- Collected data:

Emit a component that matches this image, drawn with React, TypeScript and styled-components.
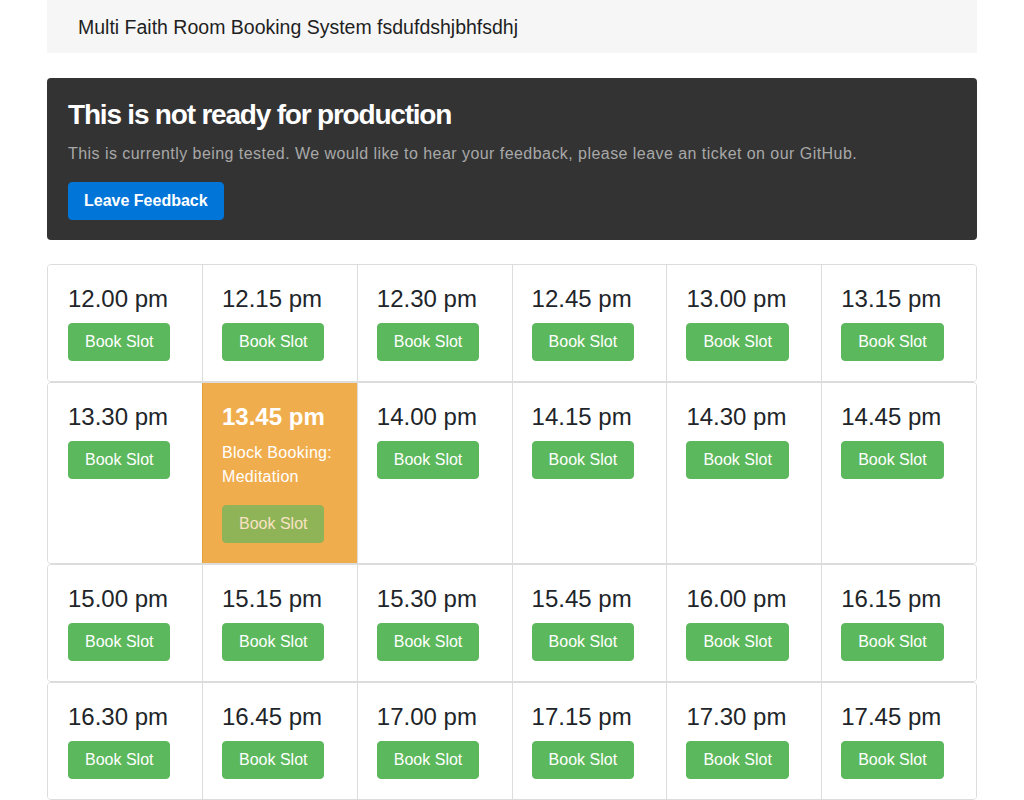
import React from "react";
import styled, { createGlobalStyle } from "styled-components";

const Global = createGlobalStyle`
  html, body { margin: 0; padding: 0; background: #fff; }
  body { font-family: "Liberation Sans", Arial, sans-serif; color: #212529; }
  * { box-sizing: border-box; }
`;

const Page = styled.div`
  width: 930px;
  margin: 0 auto;
`;

const Header = styled.header`
  height: 53px;
  background: #f6f6f6;
  display: flex;
  align-items: center;
  padding: 1px 0 0 31px;
  font-size: 19.5px;
  color: #1f1f1f;
`;

const Jumbotron = styled.section`
  margin-top: 25px;
  background: #333333;
  border-radius: 4px;
  padding: 20px 21px;
`;

const Title = styled.h1`
  margin: 0 0 10px;
  font-size: 28px;
  line-height: 1.2;
  font-weight: 700;
  color: #fff;
  letter-spacing: -1.2px;
`;

const Lead = styled.p`
  margin: 0 0 16px;
  font-size: 16px;
  line-height: 24px;
  color: #a8a8a8;
  letter-spacing: 0.45px;
`;

const BlueButton = styled.button`
  font-family: inherit;
  height: 38px;
  padding: 0 15px;
  font-size: 16px;
  font-weight: 700;
  color: #fff;
  background: #0275d8;
  border: 1px solid #0275d8;
  border-radius: 4px;
`;

const Grid = styled.div`
  margin-top: 24px;
  display: flex;
  flex-direction: column;
`;

const Row = styled.div`
  display: grid;
  grid-template-columns: 154px repeat(5, 1fr);
  border: 1px solid #dcdcdc;
  border-radius: 4px;
  overflow: hidden;
`;

const Cell = styled.div<{ $blocked?: boolean }>`
  padding: 19px 19px 20px;
  border-left: 1px solid ${(p) => (p.$blocked ? "#e39f3d" : "#dcdcdc")};
  background: ${(p) => (p.$blocked ? "#f0ad4e" : "#fff")};
  color: ${(p) => (p.$blocked ? "#fff" : "#212529")};
  &:first-child { border-left: none; padding-left: 20px; }
`;

const Time = styled.h4`
  margin: 0 0 9px;
  font-size: 24px;
  line-height: 30px;
  font-weight: 400;
  color: inherit;
`;

const BlockedTime = styled(Time)`
  font-weight: 700;
`;

const Note = styled.p`
  margin: 0 0 16px;
  font-size: 16px;
  line-height: 24px;
  font-weight: 400;
  letter-spacing: 0.3px;
`;

const GreenButton = styled.button<{ $disabled?: boolean }>`
  font-family: inherit;
  height: 38px;
  padding: 0 16px;
  font-size: 16px;
  color: #fff;
  background: #5cb85c;
  border: 1px solid #5cb85c;
  border-radius: 4px;
  opacity: ${(p) => (p.$disabled ? 0.65 : 1)};
`;

const times = [
  ["12.00", "12.15", "12.30", "12.45", "13.00", "13.15"],
  ["13.30", "13.45", "14.00", "14.15", "14.30", "14.45"],
  ["15.00", "15.15", "15.30", "15.45", "16.00", "16.15"],
  ["16.30", "16.45", "17.00", "17.15", "17.30", "17.45"],
];

export default function App() {
  return (
    <Page>
      <Global />
      <Header>Multi Faith Room Booking System fsdufdshjbhfsdhj</Header>
      <Jumbotron>
        <Title>This is not ready for production</Title>
        <Lead>
          This is currently being tested. We would like to hear your feedback, please leave an ticket on our GitHub.
        </Lead>
        <BlueButton>Leave Feedback</BlueButton>
      </Jumbotron>
      <Grid>
        {times.map((row, ri) => (
          <Row key={ri}>
            {row.map((t) =>
              t === "13.45" ? (
                <Cell key={t} $blocked>
                  <BlockedTime>{t} pm</BlockedTime>
                  <Note>
                    Block Booking:
                    <br />
                    Meditation
                  </Note>
                  <GreenButton $disabled>Book Slot</GreenButton>
                </Cell>
              ) : (
                <Cell key={t}>
                  <Time>{t} pm</Time>
                  <GreenButton>Book Slot</GreenButton>
                </Cell>
              )
            )}
          </Row>
        ))}
      </Grid>
    </Page>
  );
}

- What is needed:
Filter the listing above by the word "components"; copy each line that passes.

- Result below:
Emit a component that matches this image, drawn with React, TypeScript and styled-components.
import styled, { createGlobalStyle } from "styled-components";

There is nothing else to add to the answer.